In particular, the district’s land along University Drive could be better used for the daily enrichment of children, or sold.

An arts middle-high school would fit well behind the stadium, itself an architectural work of art. It would bring Fort Worth the same excitement that Dallas’ Booker T. Washington High School for the Performing and Visual Arts brings that city’s downtown Arts District.

But the arts school might have more room and be closer to students 11 blocks north at the Manny Building administration site, or at the garage, a former Buick dealership.

The district also owns extra land and fields near the Wilkerson-Greines Activity Center on Southeast Loop 820 and near Dunbar High School on East Loop 820, both good locations for a school that might attract students and dollars from other cities.

If saving money is a concern, there are other facilities or church auditoriums that might be bought and converted.

But frankly, the district already owns a lot of land and facilities, some with no defined future purpose.

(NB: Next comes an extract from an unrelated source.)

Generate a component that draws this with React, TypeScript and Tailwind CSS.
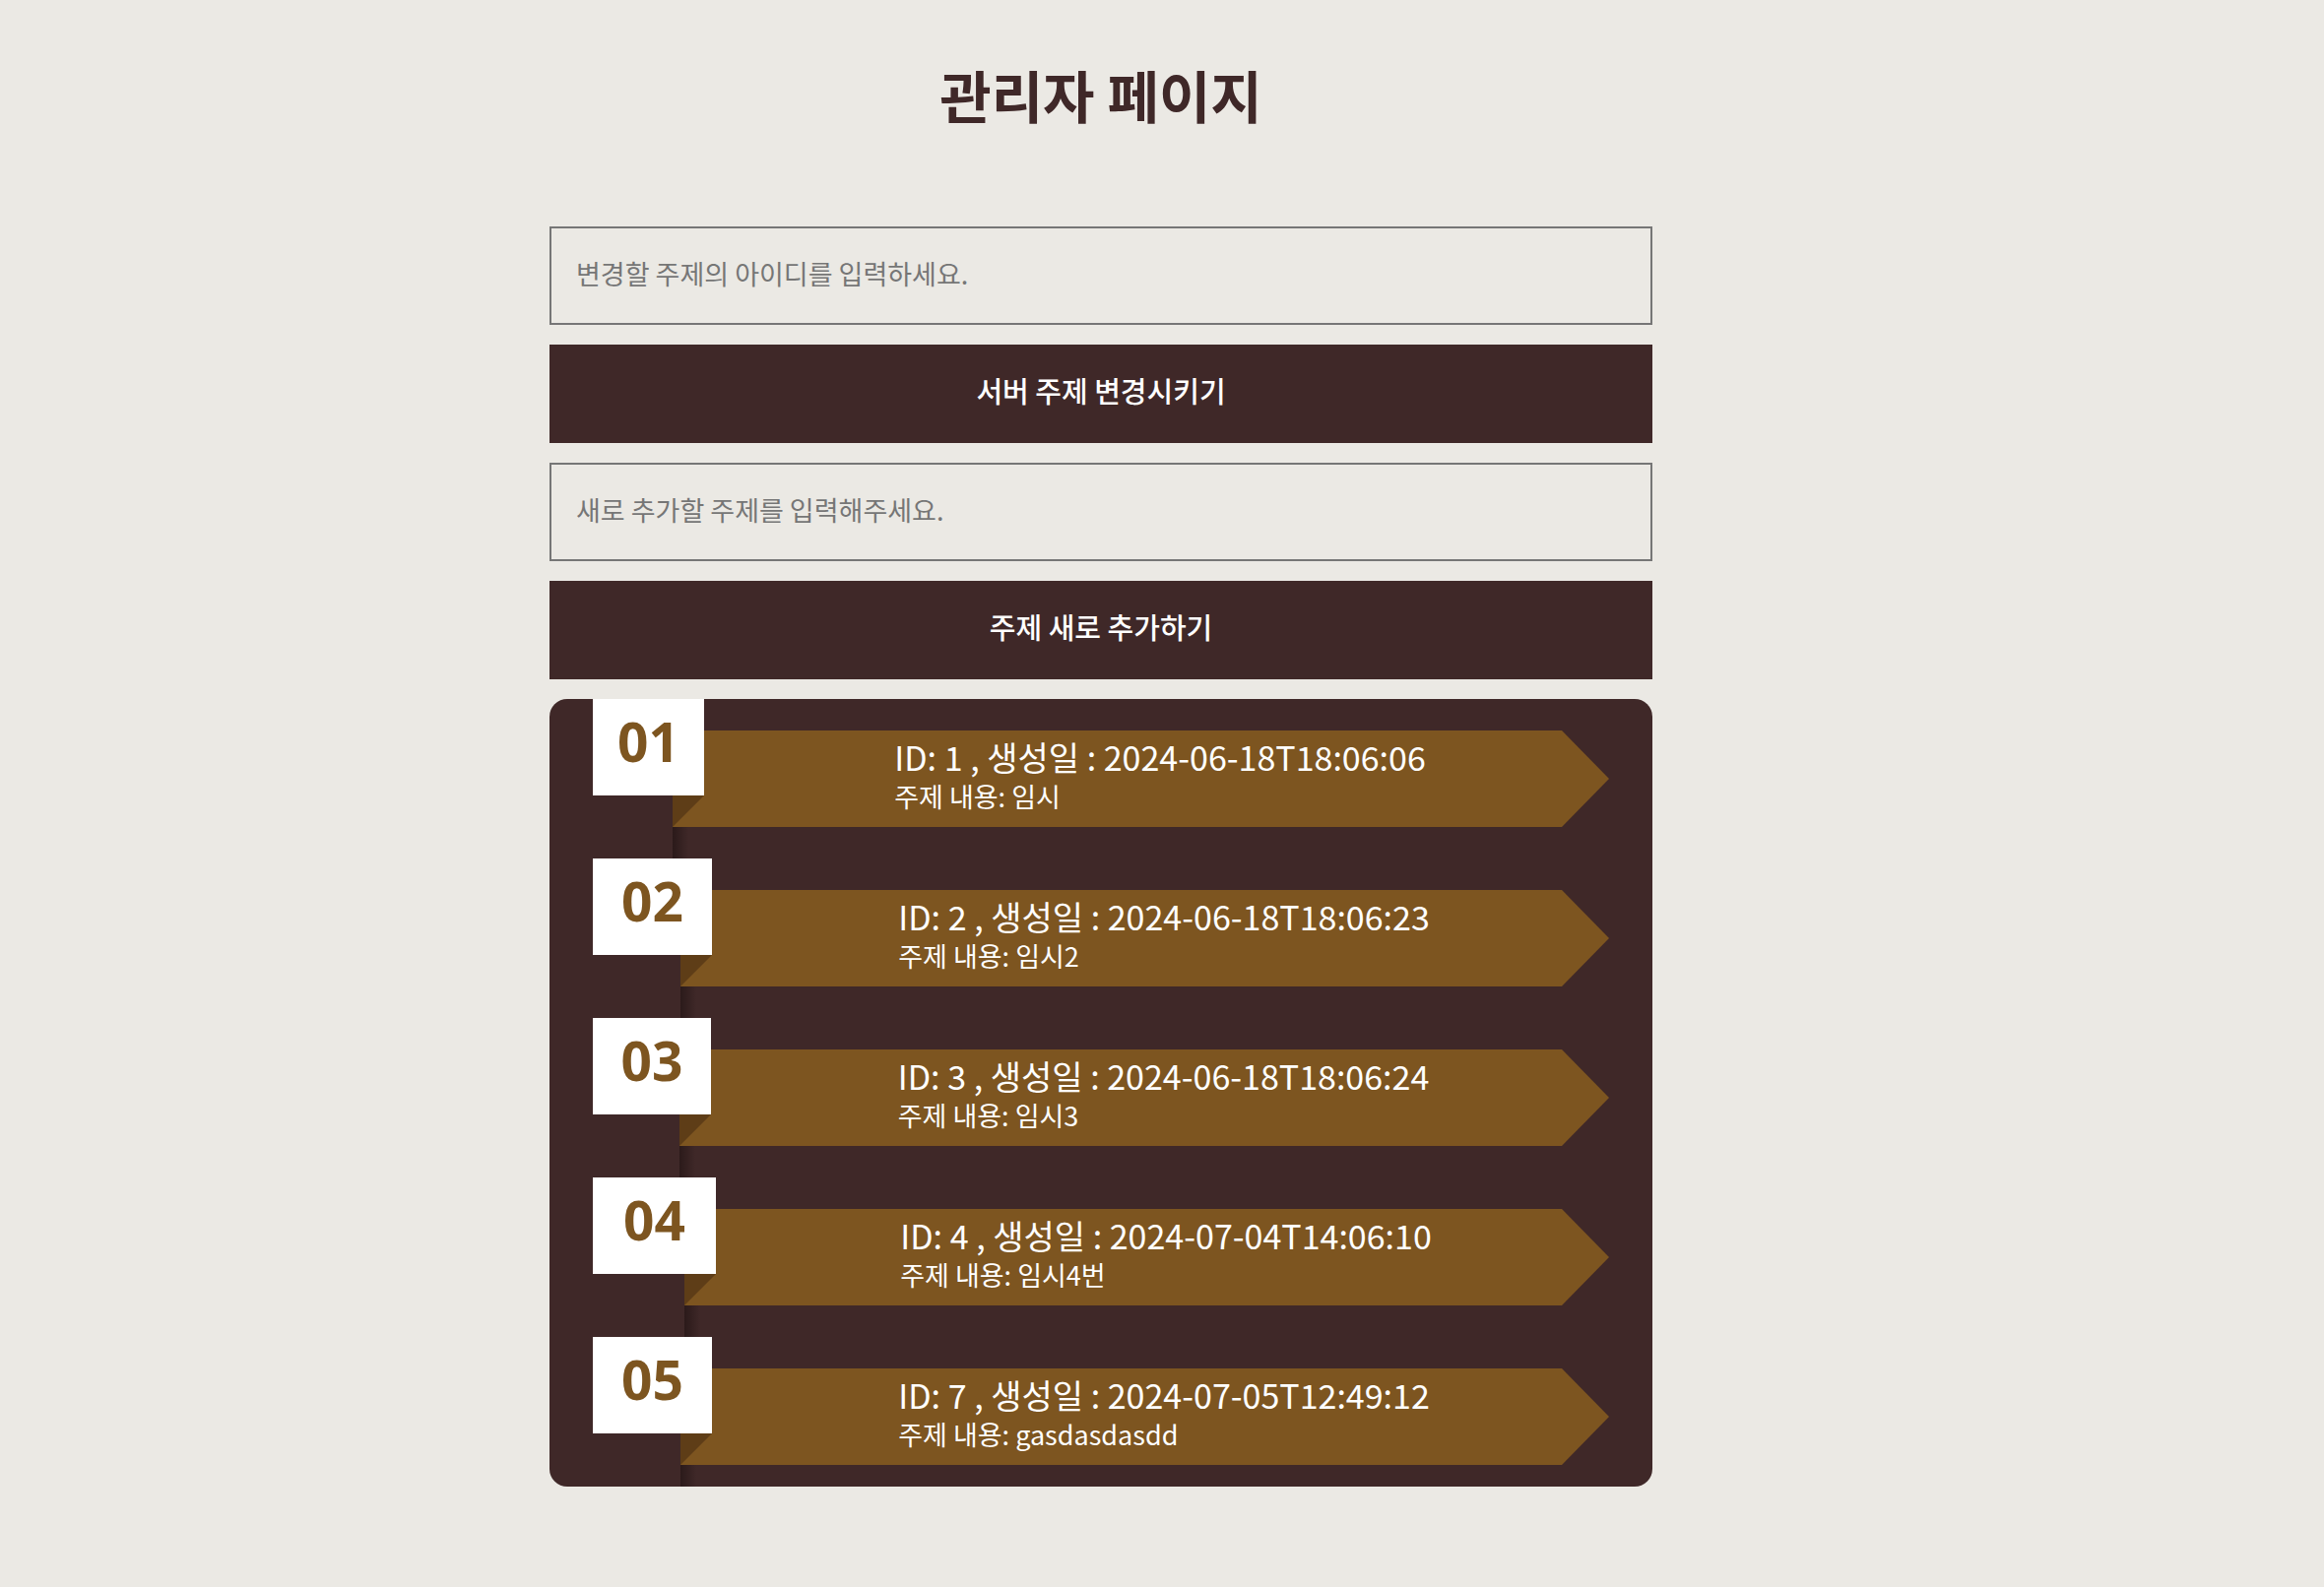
const topics = [
  { no: "01", width: "w-[113px]", id: 1, created: "2024-06-18T18:06:06", content: "임시" },
  { no: "02", width: "w-[121px]", id: 2, created: "2024-06-18T18:06:23", content: "임시2" },
  { no: "03", width: "w-[120px]", id: 3, created: "2024-06-18T18:06:24", content: "임시3" },
  { no: "04", width: "w-[125px]", id: 4, created: "2024-07-04T14:06:10", content: "임시4번" },
  { no: "05", width: "w-[121px]", id: 7, created: "2024-07-05T12:49:12", content: "gasdasdasdd" },
];

function TopicRow({ topic, last }: { topic: (typeof topics)[number]; last: boolean }) {
  return (
    <li className="flex items-start">
      <div className={`${topic.width} h-[98px] bg-white relative z-10 flex justify-center pt-[15px]`}>
        <span className="text-[55px] leading-none font-bold text-[#7d5520] font-['Noto_Sans',sans-serif]">{topic.no}</span>
      </div>
      <div className="flex-1 -ml-8 flex flex-col">
        <div className="mt-8 h-[98px] relative">
          <div className="h-full bg-[#7d5520] [clip-path:polygon(0_0,calc(100%-48px)_0,100%_50%,calc(100%-48px)_100%,0_100%)] flex items-center justify-center pl-[39px] pb-[10px]">
            <div className="text-white">
              <p className="text-[34px] leading-[46px]">
                ID: {topic.id} , 생성일 : {topic.created}
              </p>
              <p className="text-[27px] leading-[34px]">주제 내용: {topic.content}</p>
            </div>
          </div>
          <div className="absolute left-0 bottom-0 w-8 h-8 bg-[#5e3d17] [clip-path:polygon(0_0,100%_0,0_100%)]" />
        </div>
        <div className={`${last ? "h-[22px]" : "h-8"} w-[16px] bg-gradient-to-r from-[#2b1a1a] to-[#3f2828]`} />
      </div>
    </li>
  );
}

export default function App() {
  return (
    <div className="min-h-screen bg-[#ebe9e4] font-['Noto_Sans_CJK_KR',sans-serif] pl-[558px] pt-[59px] pb-[102px]">
      <div className="w-[1120px]">
        <h1 className="text-center text-[57px] leading-[72px] font-bold text-[#3f2828]">관리자 페이지</h1>
        <div className="mt-[99px] flex flex-col gap-5">
          <input
            className="h-[100px] w-full border-2 border-[#767676] bg-transparent px-[25px] pb-[6px] text-[27px] text-[#333] placeholder:text-[#767676] outline-none"
            placeholder="변경할 주제의 아이디를 입력하세요."
          />
          <button className="h-[100px] w-full bg-[#3f2828] text-white text-[29px] font-medium pb-[6px]">
            서버 주제 변경시키기
          </button>
          <input
            className="h-[100px] w-full border-2 border-[#767676] bg-transparent px-[25px] pb-[6px] text-[27px] text-[#333] placeholder:text-[#767676] outline-none"
            placeholder="새로 추가할 주제를 입력해주세요."
          />
          <button className="h-[100px] w-full bg-[#3f2828] text-white text-[29px] font-medium pb-[6px]">
            주제 새로 추가하기
          </button>
          <ul className="rounded-[18px] bg-[#3f2828] px-[44px]">
            {topics.map((t, i) => (
              <TopicRow key={t.no} topic={t} last={i === topics.length - 1} />
            ))}
          </ul>
        </div>
      </div>
    </div>
  );
}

Acting Superintendent Patricia Linares hinted at that Monday in a meeting of the citizens’ advisory committee overseeing bond spending.

“I feel the need to say this,” she told both the committee and trustees in the audience.

“As a district, we need to do some long-range planning for facilities,” she said, speaking with the knowledge of her 14 years in the district.

“Every time something like this comes up, we are making short-term decisions that have a long-term impact. There are many buildings, including this administration building, that at some point we need to take a look at.”

School trustees just made another short-term decision, plugging a new academy for science, technology, engineering and math into a turnkey Benbrook Highway school building just to get it open by next fall.

Linares defended that decision, calling the former Wycliff Elementary and Leonard Sixth Grade a “wonderful facility” and the “best way to be good stewards” of money from a 1999 bond election.

But that isn’t the best permanent location that comes to mind for a science-math middle-high school.

The former I.M. Terrell High School campus near downtown, currently an elementary school and the district’s computer operations center, is worth consideration for a higher-profile role, as is land near Dunbar, now the smallest city high school.

At the committee meeting, Linares said a decision on the arts academy location should wait.

The site near Farrington Field might be limited by the 1937 deed’s reverter clause and a 2001 settlement contract with the city, she said.

Linares said it would be “ill-advised to move forward” without studying the district’s legal position.

This is not a timed test. Think about the answer.